## begin Given data
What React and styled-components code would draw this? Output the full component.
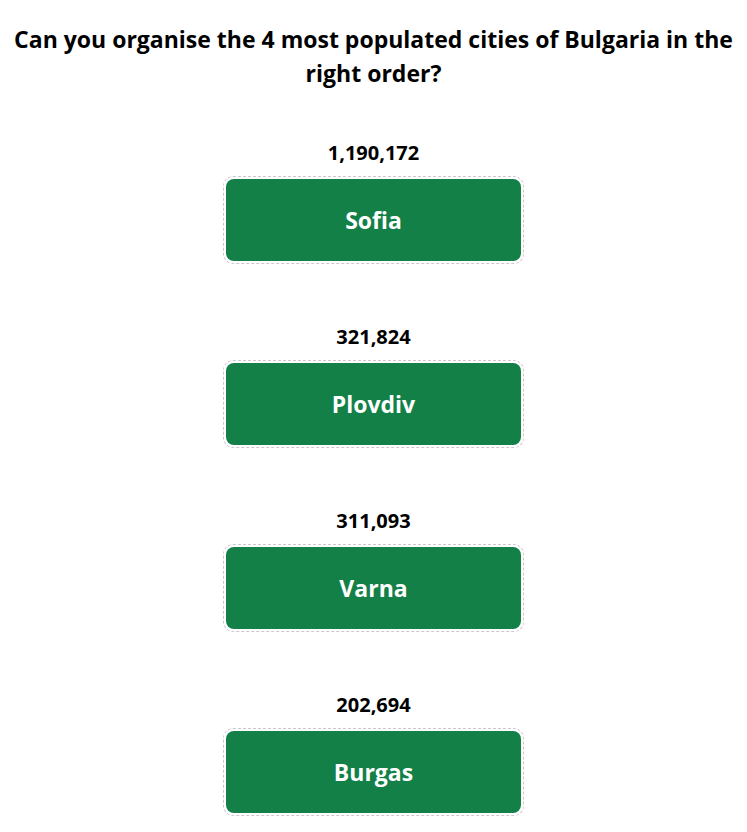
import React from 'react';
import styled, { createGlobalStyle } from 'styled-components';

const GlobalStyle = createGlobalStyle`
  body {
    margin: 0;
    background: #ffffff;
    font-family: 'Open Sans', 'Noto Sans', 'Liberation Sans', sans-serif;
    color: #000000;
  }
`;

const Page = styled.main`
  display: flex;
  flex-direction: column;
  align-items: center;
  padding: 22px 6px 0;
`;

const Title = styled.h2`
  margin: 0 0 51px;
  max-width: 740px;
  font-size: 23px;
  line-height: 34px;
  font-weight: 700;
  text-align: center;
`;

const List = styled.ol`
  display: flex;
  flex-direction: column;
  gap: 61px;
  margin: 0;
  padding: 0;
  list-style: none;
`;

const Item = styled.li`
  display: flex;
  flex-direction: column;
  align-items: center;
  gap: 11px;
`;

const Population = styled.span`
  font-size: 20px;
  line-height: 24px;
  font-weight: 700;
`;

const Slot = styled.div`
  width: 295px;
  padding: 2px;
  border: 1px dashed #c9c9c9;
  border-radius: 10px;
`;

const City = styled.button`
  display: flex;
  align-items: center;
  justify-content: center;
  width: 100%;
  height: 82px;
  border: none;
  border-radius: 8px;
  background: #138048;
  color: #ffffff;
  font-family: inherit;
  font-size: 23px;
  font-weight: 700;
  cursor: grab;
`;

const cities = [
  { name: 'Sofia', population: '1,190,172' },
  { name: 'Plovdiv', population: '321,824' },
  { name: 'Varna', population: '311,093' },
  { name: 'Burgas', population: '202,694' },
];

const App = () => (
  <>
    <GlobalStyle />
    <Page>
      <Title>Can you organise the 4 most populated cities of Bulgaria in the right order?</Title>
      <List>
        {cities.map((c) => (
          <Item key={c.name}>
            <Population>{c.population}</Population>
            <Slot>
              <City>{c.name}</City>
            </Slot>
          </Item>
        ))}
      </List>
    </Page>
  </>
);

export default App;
## end Given data
→ Short task
Output all of the data exactly as it stands, minus any images.

→ Result for this exercise
What React and styled-components code would draw this? Output the full component.
import React from 'react';
import styled, { createGlobalStyle } from 'styled-components';

const GlobalStyle = createGlobalStyle`
  body {
    margin: 0;
    background: #ffffff;
    font-family: 'Open Sans', 'Noto Sans', 'Liberation Sans', sans-serif;
    color: #000000;
  }
`;

const Page = styled.main`
  display: flex;
  flex-direction: column;
  align-items: center;
  padding: 22px 6px 0;
`;

const Title = styled.h2`
  margin: 0 0 51px;
  max-width: 740px;
  font-size: 23px;
  line-height: 34px;
  font-weight: 700;
  text-align: center;
`;

const List = styled.ol`
  display: flex;
  flex-direction: column;
  gap: 61px;
  margin: 0;
  padding: 0;
  list-style: none;
`;

const Item = styled.li`
  display: flex;
  flex-direction: column;
  align-items: center;
  gap: 11px;
`;

const Population = styled.span`
  font-size: 20px;
  line-height: 24px;
  font-weight: 700;
`;

const Slot = styled.div`
  width: 295px;
  padding: 2px;
  border: 1px dashed #c9c9c9;
  border-radius: 10px;
`;

const City = styled.button`
  display: flex;
  align-items: center;
  justify-content: center;
  width: 100%;
  height: 82px;
  border: none;
  border-radius: 8px;
  background: #138048;
  color: #ffffff;
  font-family: inherit;
  font-size: 23px;
  font-weight: 700;
  cursor: grab;
`;

const cities = [
  { name: 'Sofia', population: '1,190,172' },
  { name: 'Plovdiv', population: '321,824' },
  { name: 'Varna', population: '311,093' },
  { name: 'Burgas', population: '202,694' },
];

const App = () => (
  <>
    <GlobalStyle />
    <Page>
      <Title>Can you organise the 4 most populated cities of Bulgaria in the right order?</Title>
      <List>
        {cities.map((c) => (
          <Item key={c.name}>
            <Population>{c.population}</Population>
            <Slot>
              <City>{c.name}</City>
            </Slot>
          </Item>
        ))}
      </List>
    </Page>
  </>
);

export default App;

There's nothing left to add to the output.